C’est, dans le contexte actuel, particulièrement intéressant. Car on associe souvent le sujet de l’attention de l’utilisateur à celui de la “sustainability” de la publicité. Il ne faut pas oublier que l’attention est une denrée rare. On a longtemps présumé que les gens regardaient la plupart du temps les publicités, les études nous montrent aujourd’hui que ce n’est pas le cas. Prenez le Royaume-Uni, les internautes y sont exposés à 84 minutes de publicité, en moyenne, par jour. Mais, selon nos chiffres, ils ne voient vraiment que 9 minutes de la publicité qui s’affiche à l’écran.

Va-t-on aller vers des standards de l’attention, comme c’est le cas dans la visibilité ?
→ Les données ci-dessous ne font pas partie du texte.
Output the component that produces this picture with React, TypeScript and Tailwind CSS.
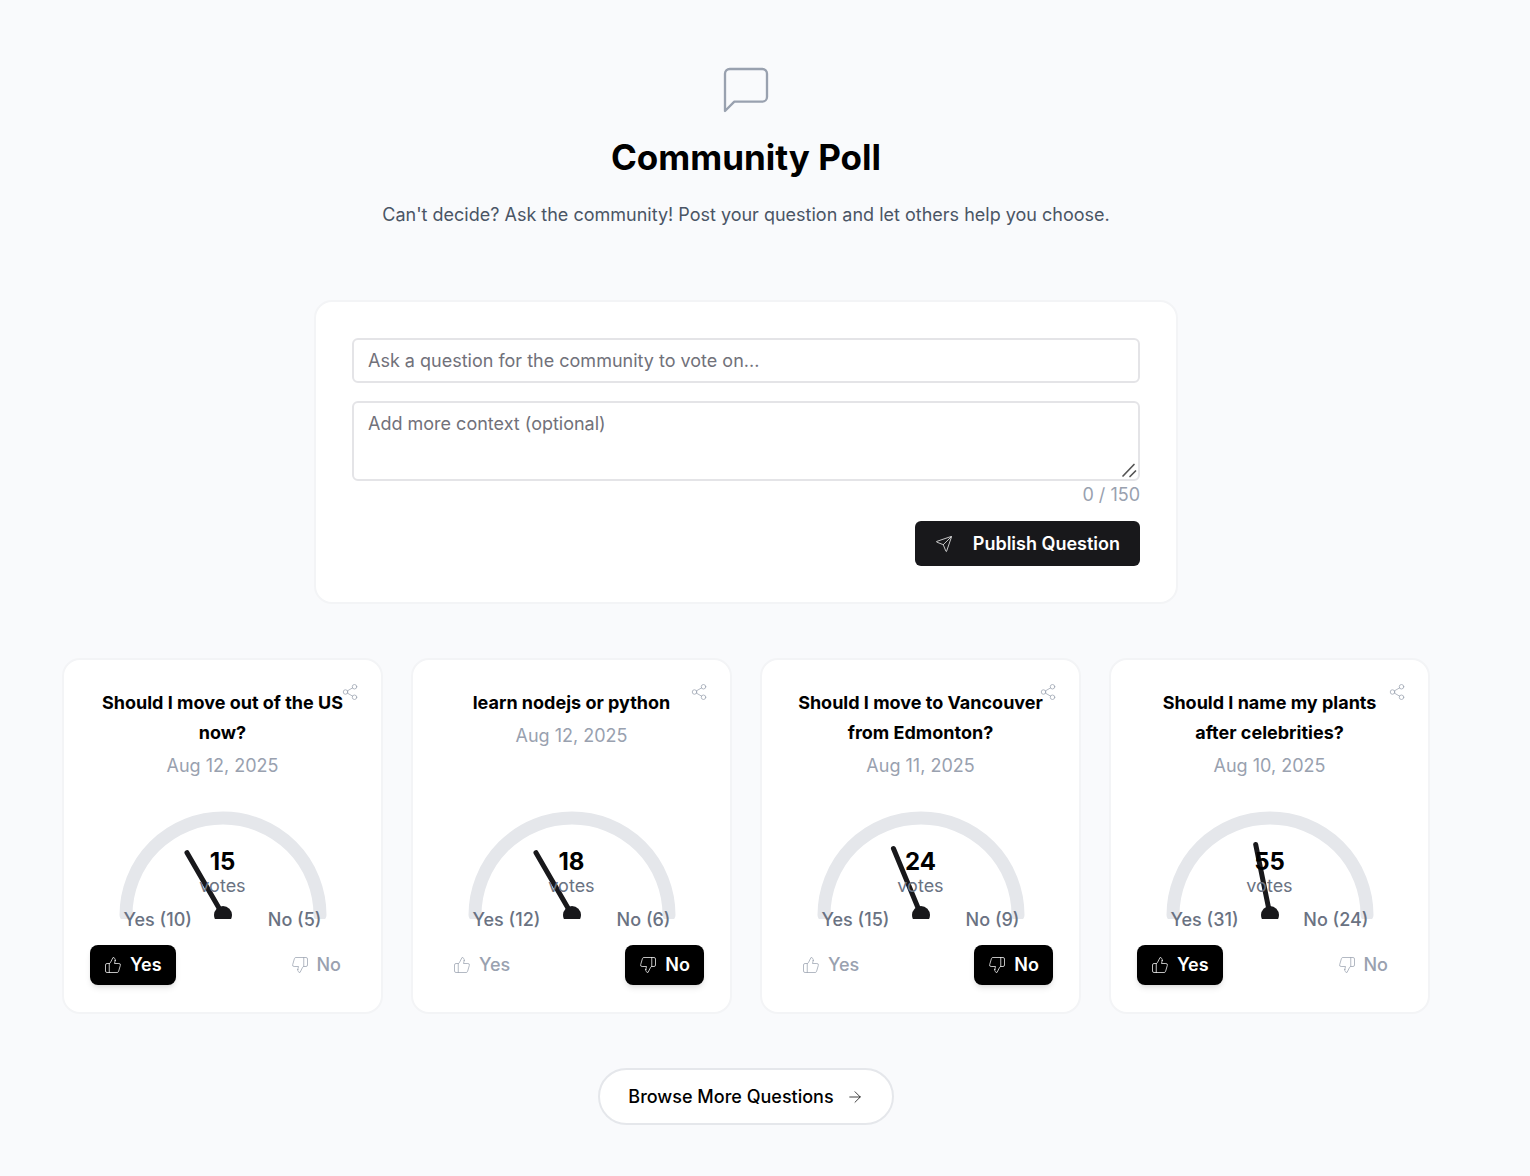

Je pense que chaque annonceur déterminera, lui-même, ses propres standards. Je pense, en revanche, que nous avons besoin de labelliser les méthodologies des acteurs du secteur - peut-être via le MRC - pour donner un peu plus de garantie aux annonceurs. Je sais que l’ARF a créé un groupe de travail en ce sens, pour comprendre les méthodes de chacun, les auditer et, pourquoi pas, arriver à un peu de standardisation.

Où en est la France ?

C’est très troublant de voir le décalage de maturité par rapport à nos voisins anglais, qui ont au moins trois ans d’avance sur ce sujet. En France, on me parle souvent de l’expérimentation mort-né du Financial Times, qui avait développé il y a plus de 5 ans un mode d’achat au temps d’affichage de la création publicitaire, sans succès. Alors que ça n’a rien à voir puisqu’il s’agit, dans ce cas, de visibilité. Preuve que les amalgames ont la vie dure.